I haven't gone as far as pulling apart the statistics and re-averaging them, but I am pretty convinced what puts Dutch kids out on top and British ones at the bottom is their own opinion of their lives. Really striking is what they think of children their own age. Are they kind and helpful? More than 70% of Dutch children say "yes" and the figure is higher still in Switzerland, Portugal, Austria, Sweden, Germany, Denmark and Norway. In Britain under half the children reckon their peers are helpful, the lowest of any of the 31 countries on the graph. When asked how satisfied they are with their life, the Dutch come out on top, the British down at the bottom with the Poles and Portuguese.
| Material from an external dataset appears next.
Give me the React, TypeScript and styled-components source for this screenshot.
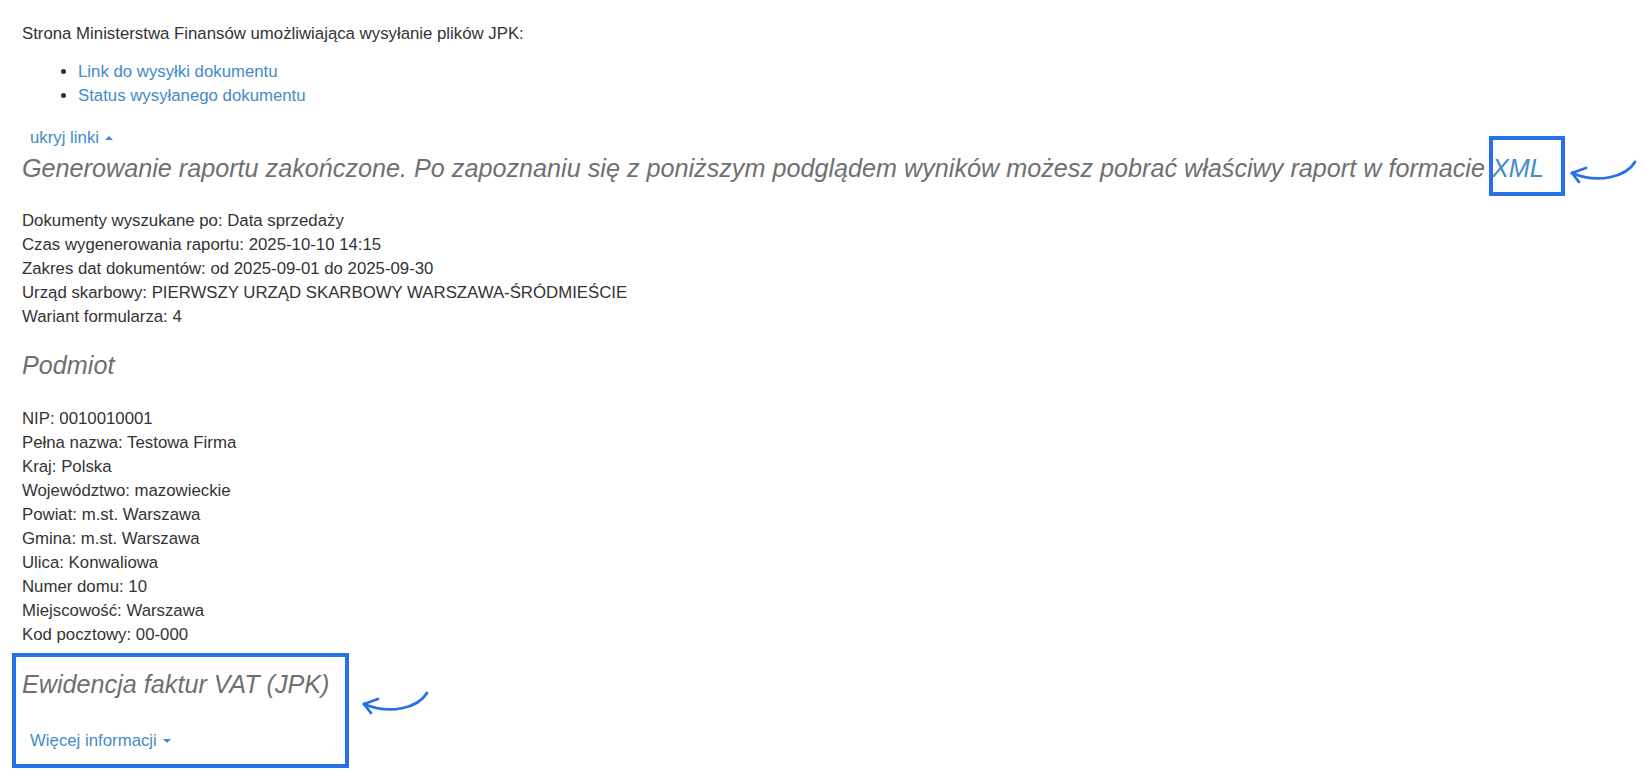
import React from "react";
import styled, { createGlobalStyle } from "styled-components";

const GlobalStyle = createGlobalStyle`
  html, body {
    margin: 0;
    padding: 0;
    background: #fff;
  }
  body {
    font-family: "Liberation Sans", Arial, sans-serif;
    font-size: 16.8px;
    line-height: 24px;
    color: #333;
  }
`;

const documentInfo = [
  "Dokumenty wyszukane po: Data sprzedaży",
  "Czas wygenerowania raportu: 2025-10-10 14:15",
  "Zakres dat dokumentów: od 2025-09-01 do 2025-09-30",
  "Urząd skarbowy: PIERWSZY URZĄD SKARBOWY WARSZAWA-ŚRÓDMIEŚCIE",
  "Wariant formularza: 4",
];

const subjectInfo = [
  "NIP: 0010010001",
  "Pełna nazwa: Testowa Firma",
  "Kraj: Polska",
  "Województwo: mazowieckie",
  "Powiat: m.st. Warszawa",
  "Gmina: m.st. Warszawa",
  "Ulica: Konwaliowa",
  "Numer domu: 10",
  "Miejscowość: Warszawa",
  "Kod pocztowy: 00-000",
];

function CurvedArrow() {
  return (
    <s.Arrow viewBox="0 0 70 28" width={70} height={28}>
      <path d="M67 5 C58 20, 30 27, 4 16" />
      <path d="M4 16 L18 11" />
      <path d="M4 16 L11 25" />
    </s.Arrow>
  );
}

export default function App() {
  return (
    <s.Page>
      <GlobalStyle />
      <s.Intro>Strona Ministerstwa Finansów umożliwiająca wysyłanie plików JPK:</s.Intro>
      <s.LinkList>
        <li>
          <s.Link href="#">Link do wysyłki dokumentu</s.Link>
        </li>
        <li>
          <s.Link href="#">Status wysyłanego dokumentu</s.Link>
        </li>
      </s.LinkList>
      <s.Toggle $top={18}>
        ukryj linki
        <s.Caret $up />
      </s.Toggle>

      <s.Heading $top={5} $bottom={26}>
        Generowanie raportu zakończone. Po zapoznaniu się z poniższym podglądem wyników możesz pobrać właściwy raport
        w formacie{" "}
        <s.XmlLink href="#">
          XML
          <s.XmlArrow>
            <CurvedArrow />
          </s.XmlArrow>
        </s.XmlLink>
      </s.Heading>

      <s.InfoBlock>
        {documentInfo.map((line) => (
          <div key={line}>{line}</div>
        ))}
      </s.InfoBlock>

      <s.Heading $top={23} $bottom={28}>
        Podmiot
      </s.Heading>

      <s.InfoBlock>
        {subjectInfo.map((line) => (
          <div key={line}>{line}</div>
        ))}
      </s.InfoBlock>

      <s.Section>
        <s.Heading $top={24} $bottom={30}>
          Ewidencja faktur VAT (JPK)
        </s.Heading>
        <s.Toggle $top={0}>
          Więcej informacji
          <s.Caret />
        </s.Toggle>
        <s.SectionArrow>
          <CurvedArrow />
        </s.SectionArrow>
      </s.Section>
    </s.Page>
  );
}

const highlight = "#2670e8";

const s = {
  Page: styled.div`
    padding: 22px 22px 40px;
  `,
  Intro: styled.p`
    margin: 0;
  `,
  LinkList: styled.ul`
    margin: 14px 0 0;
    padding-left: 56px;

    li::marker {
      color: #333;
    }
  `,
  Link: styled.a`
    color: #428bca;
    text-decoration: none;
  `,
  Toggle: styled.div<{ $top: number }>`
    display: flex;
    align-items: center;

    margin-top: ${({ $top }) => $top}px;
    padding-left: 8px;

    color: #428bca;
    cursor: pointer;
  `,
  Caret: styled.span<{ $up?: boolean }>`
    display: inline-block;
    width: 0;
    height: 0;
    margin-left: 6px;

    border-left: 4.8px solid transparent;
    border-right: 4.8px solid transparent;
    ${({ $up }) => ($up ? "border-bottom: 4.8px solid #428bca;" : "border-top: 4.8px solid #428bca;")}
  `,
  Heading: styled.h3<{ $top: number; $bottom: number }>`
    margin: ${({ $top }) => $top}px 0 ${({ $bottom }) => $bottom}px;

    font-size: 25.2px;
    line-height: 1.1;
    font-weight: 400;
    font-style: italic;
    color: #6f6f6f;
  `,
  XmlLink: styled.a`
    position: relative;

    color: #428bca;
    text-decoration: none;

    &::after {
      content: "";
      position: absolute;
      top: -18px;
      bottom: -14px;
      left: -3px;
      right: -21px;

      border: 4px solid ${highlight};
    }
  `,
  XmlArrow: styled.span`
    position: absolute;
    top: 3px;
    left: calc(100% + 24px);
    line-height: 0;
  `,
  InfoBlock: styled.div`
    margin: 0;
  `,
  Section: styled.div`
    position: relative;

    &::after {
      content: "";
      position: absolute;
      top: -18px;
      left: -10px;
      width: 337px;
      height: 115px;
      box-sizing: border-box;

      border: 4px solid ${highlight};
      pointer-events: none;
    }
  `,
  SectionArrow: styled.div`
    position: absolute;
    top: 17px;
    left: 338px;
    line-height: 0;
  `,
  Arrow: styled.svg`
    fill: none;
    stroke: ${highlight};
    stroke-width: 2.8;
    stroke-linecap: round;
    stroke-linejoin: round;
  `,
};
I wonder what is behind this? The Dutch have always seemed to me a contented bunch. I am trying to find the right phrase: most of those I want to use, like "self-satisfied" or "pleased with themselves", have a negative connotation of smugness, and that is not what I mean. But perhaps the very fact that it is difficult to find a positive phrase for this feeling in English speaks volumes. Britain is a cynical place, and I wonder whether British children just think it's uncool to admit to liking their classmates or their life. Not to mention a greater willingness to own up to underage sex and drinking than, say, the Poles. I think life probably is rather nicer, more friendly, more relaxed in the Netherlands (and Belgium) than the UK, but is it really so very different?